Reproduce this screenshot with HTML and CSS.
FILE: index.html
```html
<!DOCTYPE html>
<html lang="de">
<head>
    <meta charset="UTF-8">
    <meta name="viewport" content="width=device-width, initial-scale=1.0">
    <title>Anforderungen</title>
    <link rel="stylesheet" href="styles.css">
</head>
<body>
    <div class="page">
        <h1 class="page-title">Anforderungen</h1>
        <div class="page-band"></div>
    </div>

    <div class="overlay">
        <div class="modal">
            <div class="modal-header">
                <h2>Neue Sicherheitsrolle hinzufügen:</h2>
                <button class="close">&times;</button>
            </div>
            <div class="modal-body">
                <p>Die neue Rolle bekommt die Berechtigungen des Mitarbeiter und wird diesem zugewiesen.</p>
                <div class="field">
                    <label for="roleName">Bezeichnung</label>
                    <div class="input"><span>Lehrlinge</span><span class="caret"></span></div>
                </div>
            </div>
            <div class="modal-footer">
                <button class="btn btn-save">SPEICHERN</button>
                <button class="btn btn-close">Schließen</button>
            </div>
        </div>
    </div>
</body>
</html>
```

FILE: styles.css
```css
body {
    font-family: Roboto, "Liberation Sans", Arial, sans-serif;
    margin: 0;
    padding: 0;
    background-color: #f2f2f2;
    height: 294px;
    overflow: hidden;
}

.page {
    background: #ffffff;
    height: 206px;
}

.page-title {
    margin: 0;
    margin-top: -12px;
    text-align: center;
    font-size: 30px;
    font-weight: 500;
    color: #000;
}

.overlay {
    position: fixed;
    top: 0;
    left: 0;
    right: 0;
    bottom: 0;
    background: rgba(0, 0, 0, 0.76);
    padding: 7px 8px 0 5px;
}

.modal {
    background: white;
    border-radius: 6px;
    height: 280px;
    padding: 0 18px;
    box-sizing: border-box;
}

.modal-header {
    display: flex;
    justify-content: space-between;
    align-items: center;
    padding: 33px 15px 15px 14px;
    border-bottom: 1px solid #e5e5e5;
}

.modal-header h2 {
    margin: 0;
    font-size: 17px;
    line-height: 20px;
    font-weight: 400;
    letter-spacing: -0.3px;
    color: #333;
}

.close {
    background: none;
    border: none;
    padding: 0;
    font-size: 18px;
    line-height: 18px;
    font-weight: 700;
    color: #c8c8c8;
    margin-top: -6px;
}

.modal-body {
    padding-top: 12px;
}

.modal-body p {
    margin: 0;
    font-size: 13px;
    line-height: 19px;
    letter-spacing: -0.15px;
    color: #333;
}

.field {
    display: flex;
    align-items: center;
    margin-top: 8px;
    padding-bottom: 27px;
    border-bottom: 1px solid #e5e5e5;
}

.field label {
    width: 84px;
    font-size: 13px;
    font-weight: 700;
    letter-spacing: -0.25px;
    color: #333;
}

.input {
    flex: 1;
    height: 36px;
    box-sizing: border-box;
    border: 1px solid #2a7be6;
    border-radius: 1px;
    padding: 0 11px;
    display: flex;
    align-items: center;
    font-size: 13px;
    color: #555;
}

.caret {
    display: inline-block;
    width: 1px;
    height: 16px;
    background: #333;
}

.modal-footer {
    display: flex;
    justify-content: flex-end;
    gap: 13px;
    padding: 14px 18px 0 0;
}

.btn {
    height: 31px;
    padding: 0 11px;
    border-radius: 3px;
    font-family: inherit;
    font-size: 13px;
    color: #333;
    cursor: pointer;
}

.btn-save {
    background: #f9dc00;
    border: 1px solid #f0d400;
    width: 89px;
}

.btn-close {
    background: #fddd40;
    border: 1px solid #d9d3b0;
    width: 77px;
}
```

========================

_EXERCISE DETAILS_.
Transcribe the data. Leave every line exactly as it is.

_SOLUTION TO THIS EXERCISE_.
Reproduce this screenshot with HTML and CSS.
FILE: index.html
```html
<!DOCTYPE html>
<html lang="de">
<head>
    <meta charset="UTF-8">
    <meta name="viewport" content="width=device-width, initial-scale=1.0">
    <title>Anforderungen</title>
    <link rel="stylesheet" href="styles.css">
</head>
<body>
    <div class="page">
        <h1 class="page-title">Anforderungen</h1>
        <div class="page-band"></div>
    </div>

    <div class="overlay">
        <div class="modal">
            <div class="modal-header">
                <h2>Neue Sicherheitsrolle hinzufügen:</h2>
                <button class="close">&times;</button>
            </div>
            <div class="modal-body">
                <p>Die neue Rolle bekommt die Berechtigungen des Mitarbeiter und wird diesem zugewiesen.</p>
                <div class="field">
                    <label for="roleName">Bezeichnung</label>
                    <div class="input"><span>Lehrlinge</span><span class="caret"></span></div>
                </div>
            </div>
            <div class="modal-footer">
                <button class="btn btn-save">SPEICHERN</button>
                <button class="btn btn-close">Schließen</button>
            </div>
        </div>
    </div>
</body>
</html>
```

FILE: styles.css
```css
body {
    font-family: Roboto, "Liberation Sans", Arial, sans-serif;
    margin: 0;
    padding: 0;
    background-color: #f2f2f2;
    height: 294px;
    overflow: hidden;
}

.page {
    background: #ffffff;
    height: 206px;
}

.page-title {
    margin: 0;
    margin-top: -12px;
    text-align: center;
    font-size: 30px;
    font-weight: 500;
    color: #000;
}

.overlay {
    position: fixed;
    top: 0;
    left: 0;
    right: 0;
    bottom: 0;
    background: rgba(0, 0, 0, 0.76);
    padding: 7px 8px 0 5px;
}

.modal {
    background: white;
    border-radius: 6px;
    height: 280px;
    padding: 0 18px;
    box-sizing: border-box;
}

.modal-header {
    display: flex;
    justify-content: space-between;
    align-items: center;
    padding: 33px 15px 15px 14px;
    border-bottom: 1px solid #e5e5e5;
}

.modal-header h2 {
    margin: 0;
    font-size: 17px;
    line-height: 20px;
    font-weight: 400;
    letter-spacing: -0.3px;
    color: #333;
}

.close {
    background: none;
    border: none;
    padding: 0;
    font-size: 18px;
    line-height: 18px;
    font-weight: 700;
    color: #c8c8c8;
    margin-top: -6px;
}

.modal-body {
    padding-top: 12px;
}

.modal-body p {
    margin: 0;
    font-size: 13px;
    line-height: 19px;
    letter-spacing: -0.15px;
    color: #333;
}

.field {
    display: flex;
    align-items: center;
    margin-top: 8px;
    padding-bottom: 27px;
    border-bottom: 1px solid #e5e5e5;
}

.field label {
    width: 84px;
    font-size: 13px;
    font-weight: 700;
    letter-spacing: -0.25px;
    color: #333;
}

.input {
    flex: 1;
    height: 36px;
    box-sizing: border-box;
    border: 1px solid #2a7be6;
    border-radius: 1px;
    padding: 0 11px;
    display: flex;
    align-items: center;
    font-size: 13px;
    color: #555;
}

.caret {
    display: inline-block;
    width: 1px;
    height: 16px;
    background: #333;
}

.modal-footer {
    display: flex;
    justify-content: flex-end;
    gap: 13px;
    padding: 14px 18px 0 0;
}

.btn {
    height: 31px;
    padding: 0 11px;
    border-radius: 3px;
    font-family: inherit;
    font-size: 13px;
    color: #333;
    cursor: pointer;
}

.btn-save {
    background: #f9dc00;
    border: 1px solid #f0d400;
    width: 89px;
}

.btn-close {
    background: #fddd40;
    border: 1px solid #d9d3b0;
    width: 77px;
}
```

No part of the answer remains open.